Parmi les autres techniques de gestion des nutriments, mentionnons la culture de couverture, l’agriculture de conservation et l’instauration de zones tampons végétales.
« D’un point de vue stratégique, il faut réduire les apports de phosphore », affirme M. Michaud. « D’un point de vue tactique, c’est aussi un outil intéressant pour travailler sur le terrain auprès des agriculteurs, des municipalités et des émetteurs de phosphore. »
Mise en œuvre du projet
Les résultats du projet seront utilisés par des organismes comme le Programme du bassin du lac Champlain, qui finance la recherche et accorde des subventions pour mettre en œuvre des pratiques de gestion exemplaires.

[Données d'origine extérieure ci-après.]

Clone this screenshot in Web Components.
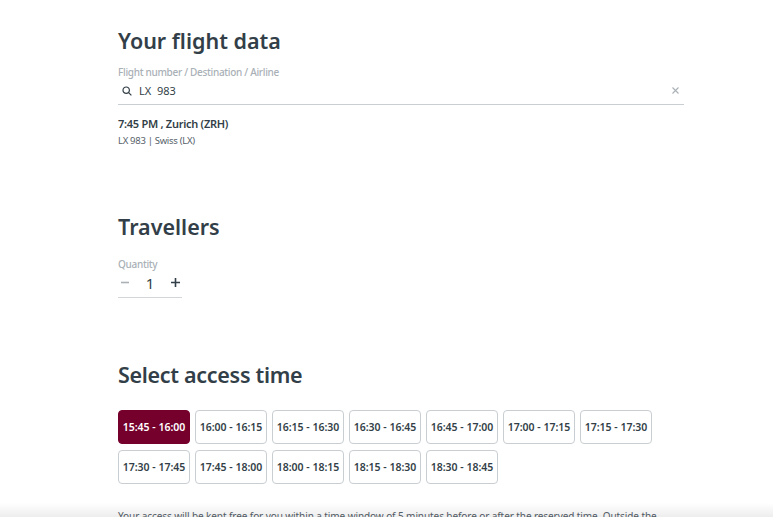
<!DOCTYPE html>
<html lang="en">
<head>
<meta charset="utf-8">
<title>Your flight data</title>
<style>
  html, body { margin: 0; height: 100%; overflow: hidden; background: #fff; }
  body { font-family: "Noto Sans", "Open Sans", sans-serif; color: #333f48; }
</style>
</head>
<body>
<booking-page>
  <form-section heading="Your flight data" style="--section-height: 186px">
    <flight-search label="Flight number / Destination / Airline" value="LX  983"></flight-search>
    <flight-result time="7:45 PM , Zurich (ZRH)" detail="LX 983 | Swiss (LX)"></flight-result>
  </form-section>
  <form-section heading="Travellers" style="--section-height: 148px; --heading-gap: 16px">
    <quantity-stepper label="Quantity" value="1"></quantity-stepper>
  </form-section>
  <form-section heading="Select access time" style="--heading-spacing: -.3px">
    <time-grid>
      <time-slot selected>15:45 - 16:00</time-slot>
      <time-slot>16:00 - 16:15</time-slot>
      <time-slot>16:15 - 16:30</time-slot>
      <time-slot>16:30 - 16:45</time-slot>
      <time-slot>16:45 - 17:00</time-slot>
      <time-slot>17:00 - 17:15</time-slot>
      <time-slot>17:15 - 17:30</time-slot>
      <time-slot>17:30 - 17:45</time-slot>
      <time-slot>17:45 - 18:00</time-slot>
      <time-slot>18:00 - 18:15</time-slot>
      <time-slot>18:15 - 18:30</time-slot>
      <time-slot>18:30 - 18:45</time-slot>
    </time-grid>
    <access-note>Your access will be kept free for you within a time window of 5 minutes before or after the reserved time. Outside the</access-note>
  </form-section>
</booking-page>

<script>
// small helper, every element gets an open shadow root with its own styles
function shadowOf(el, html) {
  const shadow = el.attachShadow({ mode: 'open' });
  shadow.innerHTML = html;
  return shadow;
}

class BookingPage extends HTMLElement {
  constructor() {
    super();
    shadowOf(this, `
      <style>
        :host { display: block; height: 524px; overflow: hidden; position: relative; box-sizing: border-box; padding: 27px 89px 0 118px; }
        /* white footer with a soft shadow above it, the text runs under it */
        .fade { position: absolute; left: 0; right: 0; bottom: 0; height: 21px;
                background: linear-gradient(to bottom, rgba(0,0,0,0) 0, rgba(0,0,0,.07) 14px, #fff 14px); }
      </style>
      <slot></slot>
      <div class="fade"></div>
    `);
  }
}

class FormSection extends HTMLElement {
  constructor() {
    super();
    shadowOf(this, `
      <style>
        :host { display: block; height: var(--section-height, auto); }
        h2 { margin: 0 0 var(--heading-gap, 10px); font-size: 21.5px; line-height: 28px; font-weight: 600; color: #333f48;
             letter-spacing: var(--heading-spacing, 0); }
      </style>
      <h2>${this.getAttribute('heading')}</h2>
      <slot></slot>
    `);
  }
}

class FlightSearch extends HTMLElement {
  constructor() {
    super();
    shadowOf(this, `
      <style>
        :host { display: block; }
        label { display: block; font-size: 10px; line-height: 14px; letter-spacing: -.3px; color: #a9b0b6; font-weight: 500; }
        .field { display: flex; align-items: center; height: 23px; padding: 0 5px 2px 4px; border-bottom: 1px solid #c9ced2; }
        svg { display: block; flex: none; }
        .value { flex: 1; margin-left: 7px; font-size: 11px; color: #333f48; white-space: pre; }
      </style>
      <label>${this.getAttribute('label')}</label>
      <div class="field">
        <svg width="10" height="10" viewBox="0 0 10 10" fill="none" stroke="#333f48" stroke-width="1.2">
          <circle cx="4.2" cy="4.2" r="3.2"/><path d="M6.6 6.6 9.4 9.4"/>
        </svg>
        <span class="value">${this.getAttribute('value')}</span>
        <svg width="7" height="7" viewBox="0 0 7 7" fill="none" stroke="#a9b0b6" stroke-width="1.1">
          <path d="M.5.5l6 6M6.5.5l-6 6"/>
        </svg>
      </div>
    `);
  }
}

class FlightResult extends HTMLElement {
  constructor() {
    super();
    shadowOf(this, `
      <style>
        :host { display: block; margin-top: 12px; }
        b { display: block; font-size: 11px; line-height: 14px; letter-spacing: -.27px; font-weight: 600; color: #333f48; }
        span { display: block; margin-top: 3px; font-size: 9.5px; line-height: 13px; letter-spacing: -.3px; color: #56616a; }
      </style>
      <b>${this.getAttribute('time')}</b>
      <span>${this.getAttribute('detail')}</span>
    `);
  }
}

class QuantityStepper extends HTMLElement {
  constructor() {
    super();
    shadowOf(this, `
      <style>
        :host { display: block; width: 64px; }
        label { display: block; font-size: 10px; line-height: 14px; letter-spacing: -.3px; color: #a9b0b6; font-weight: 500; }
        .row { display: flex; justify-content: space-between; align-items: center; height: 27px; padding: 0 2px 3px 3px; box-sizing: border-box; border-bottom: 1px solid #d3d6d9; }
        span { font-size: 15px; color: #333f48; }
        svg { display: block; }
      </style>
      <label>${this.getAttribute('label')}</label>
      <div class="row">
        <svg width="8" height="9" viewBox="0 0 8 9" stroke="#a9b0b6" stroke-width="1.6"><path d="M0 4.5h8"/></svg>
        <span>${this.getAttribute('value')}</span>
        <svg width="9" height="9" viewBox="0 0 9 9" stroke="#333f48" stroke-width="1.6"><path d="M0 4.5h9M4.5 0v9"/></svg>
      </div>
    `);
  }
}

class TimeGrid extends HTMLElement {
  constructor() {
    super();
    shadowOf(this, `
      <style>
        :host { display: grid; grid-template-columns: repeat(7, 72px); column-gap: 5px; row-gap: 6px; margin-top: 21px; }
      </style>
      <slot></slot>
    `);
  }
}

class TimeSlot extends HTMLElement {
  constructor() {
    super();
    shadowOf(this, `
      <style>
        :host { display: flex; align-items: center; justify-content: center; height: 34px; box-sizing: border-box;
                border: 1px solid #c9ced2; border-radius: 4px; background: #fff; color: #333f48;
                font-size: 10.5px; font-weight: 600; white-space: nowrap; }
        :host([selected]) { background: #75002c; border-color: #75002c; color: #fff; }
      </style>
      <slot></slot>
    `);
  }
}

class AccessNote extends HTMLElement {
  constructor() {
    super();
    shadowOf(this, `
      <style>
        :host { display: block; margin-top: 25px; width: 566px; font-size: 10px; line-height: 14px; letter-spacing: -.085px; color: #56616a; white-space: nowrap; }
      </style>
      <slot></slot>
    `);
  }
}

customElements.define('booking-page', BookingPage);
customElements.define('form-section', FormSection);
customElements.define('flight-search', FlightSearch);
customElements.define('flight-result', FlightResult);
customElements.define('quantity-stepper', QuantityStepper);
customElements.define('time-grid', TimeGrid);
customElements.define('time-slot', TimeSlot);
customElements.define('access-note', AccessNote);
</script>
</body>
</html>
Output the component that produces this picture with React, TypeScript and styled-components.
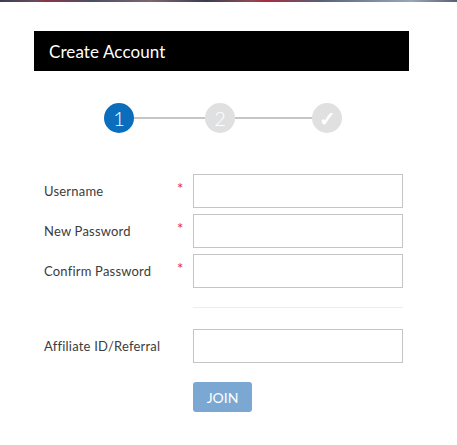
import React from "react";
import styled, { createGlobalStyle } from "styled-components";

const Global = createGlobalStyle`
  html, body { margin: 0; padding: 0; background: #ffffff; }
  body { font-family: "Lato", "Open Sans", sans-serif; }
  * { box-sizing: border-box; }
`;

const TopStrip = styled.div`
  height: 2px;
  background: linear-gradient(90deg, #3a3f55 0%, #6b4a5c 8%, #8a3446 10%, #4a4f66 20%, #7d6670 33%, #3b3e52 45%, #8c4a55 55%, #a82c3c 58%, #566079 70%, #7e8ca5 82%, #9aa5b8 90%, #5a6074 100%);
`;

const Page = styled.div`
  padding: 29px 0 0 34px;
  width: 409px;
`;

const Header = styled.div`
  height: 40px;
  background: #000;
  color: #fff;
  display: flex;
  align-items: center;
  padding-left: 15px;
  font-size: 17px;
  letter-spacing: 0.1px;
`;

const Stepper = styled.div`
  margin-top: 32px;
  display: flex;
  align-items: center;
  justify-content: center;
  padding-left: 3px;
`;

const Circle = styled.div<{ $active?: boolean; $bold?: boolean }>`
  width: 30px;
  height: 30px;
  border-radius: 50%;
  background: ${(p) => (p.$active ? "#0a6ebd" : "#e0e0e0")};
  color: #fff;
  display: flex;
  align-items: center;
  justify-content: center;
  font-size: 20px;
  font-weight: ${(p) => (p.$bold ? 700 : 300)};
  line-height: 1;
`;

const Line = styled.div<{ $w: number }>`
  width: ${(p) => p.$w}px;
  height: 2px;
  background: #c6c6c6;
`;

const Form = styled.div`
  margin-top: 41px;
  display: flex;
  flex-direction: column;
  gap: 6px;
`;

const Row = styled.div`
  display: grid;
  grid-template-columns: 133px 16px 210px;
  align-items: center;
  padding-left: 10px;
`;

const Label = styled.div`
  font-size: 13px;
  color: #3c3c3c;
  letter-spacing: 0.2px;
`;

const Star = styled.div`
  color: #e2262b;
  font-size: 15px;
  margin-top: -7px;
`;

const Input = styled.div`
  height: 34px;
  border: 1px solid #c4c4c4;
  background: #fff;
`;

const Divider = styled.div`
  margin: 13px 0 15px 159px;
  width: 210px;
  height: 1px;
  background: #ececec;
`;

const ButtonRow = styled.div`
  margin-top: 19px;
  padding-left: 159px;
`;

const Join = styled.div`
  width: 59px;
  height: 30px;
  border-radius: 3px;
  background: #7ba8d3;
  color: #fff;
  font-size: 14px;
  display: flex;
  align-items: center;
  justify-content: center;
`;

export default function App() {
  return (
    <>
      <Global />
      <TopStrip />
      <Page>
        <Header>Create Account</Header>
        <Stepper>
          <Circle $active>1</Circle>
          <Line $w={71} />
          <Circle>2</Circle>
          <Line $w={77} />
          <Circle $bold>✓</Circle>
        </Stepper>
        <Form>
          <Row>
            <Label>Username</Label>
            <Star>*</Star>
            <Input />
          </Row>
          <Row>
            <Label>New Password</Label>
            <Star>*</Star>
            <Input />
          </Row>
          <Row>
            <Label>Confirm Password</Label>
            <Star>*</Star>
            <Input />
          </Row>
          <Divider />
          <Row>
            <Label>Affiliate ID/Referral</Label>
            <div />
            <Input />
          </Row>
        </Form>
        <ButtonRow>
          <Join>JOIN</Join>
        </ButtonRow>
      </Page>
    </>
  );
}
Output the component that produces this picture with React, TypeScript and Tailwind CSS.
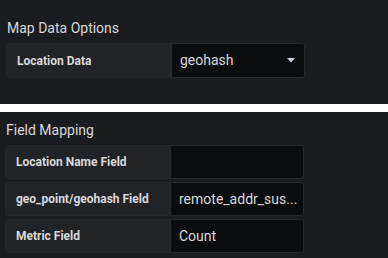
import React from "react";

const Row = ({ label, value, caret, h = "h-[34px]" }: { label: string; value: string; caret?: boolean; h?: string }) => (
  <div className={`flex ${h}`}>
    <div className="w-[165px] flex items-center pl-[10px] bg-[#222327] border border-[#26272b] rounded-l-[3px] text-[12px] font-bold text-[#d8d9da]">
      {label}
    </div>
    <div className="w-[134px] flex items-center justify-between pl-[8px] pr-[9px] bg-[#0b0c0e] border border-[#27282c] rounded-r-[3px] text-[14px] text-[#d8d9da]">
      <span className="whitespace-nowrap">{value}</span>
      {caret && (
        <svg width="8" height="5" viewBox="0 0 8 5" className="shrink-0">
          <path d="M0 0h8L4 4.5z" fill="#c7d0d9" />
        </svg>
      )}
    </div>
  </div>
);

export default function App() {
  return (
    <div className="w-[388px] h-[258px] bg-white flex flex-col" style={{ fontFamily: "Roboto, 'Liberation Sans', sans-serif" }}>
      <div className="h-[104px] bg-[#1b1c1f] pt-[19px] pl-[6px]">
        <div className="text-[14px] leading-[18px] text-[#d8d9da] pl-[1px]">Map Data Options</div>
        <div className="mt-[6px]">
          <Row label="Location Data" value="geohash" caret h="h-[35px]" />
        </div>
      </div>
      <div className="mt-[8px] flex-1 bg-[#1b1c1f] pt-[9px] pl-[5px]">
        <div className="text-[14px] leading-[18px] text-[#d8d9da] pl-[1px]">Field Mapping</div>
        <div className="mt-[6px] flex flex-col gap-[3px]">
          <Row label="Location Name Field" value="" />
          <Row label="geo_point/geohash Field" value="remote_addr_sus..." />
          <Row label="Metric Field" value="Count" />
        </div>
      </div>
    </div>
  );
}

Selon M. Vaughan, « si nous constatons qu’une région bénéficie de meilleures pratiques agricoles permettant de réduire le ruissellement de phosphore, nous pourrions mettre des ressources, une expertise et des incitatifs au service de région ».
M Winchell estime que le milieu agricole s’est déjà montré « très actif » dans l’examen des pratiques de modification visant à réduire la perte de phosphore par les terres.
« L’analyse que nous effectuons nous amènera à examiner les pratiques actuelles au Vermont et au Québec, les répercussions potentielles sur le lac, ainsi que la mesure dans laquelle il faudra adopter ces techniques pour constater des impacts au niveau du lac. »
M. Michaud trouve très inspirante cette coopération binationale autour de cet enjeu commun, et il la trouve d’autant plus utile que les agriculteurs sont invités à faire leur part. L’État du Vermont investit d’importantes ressources dans les agriculteurs qui font leur part, et il est maintenant possible de dire que « nous travaillons ensemble. »
En marge de l’évaluation, les partenaires du projet préparent un outil en ligne pour permettre à quiconque d’accéder à une version simplifiée du modèle et de déterminer les répercussions des réductions spécifiques, dans le temps, des sources résidentielles ou agricoles de phosphore sur le lac.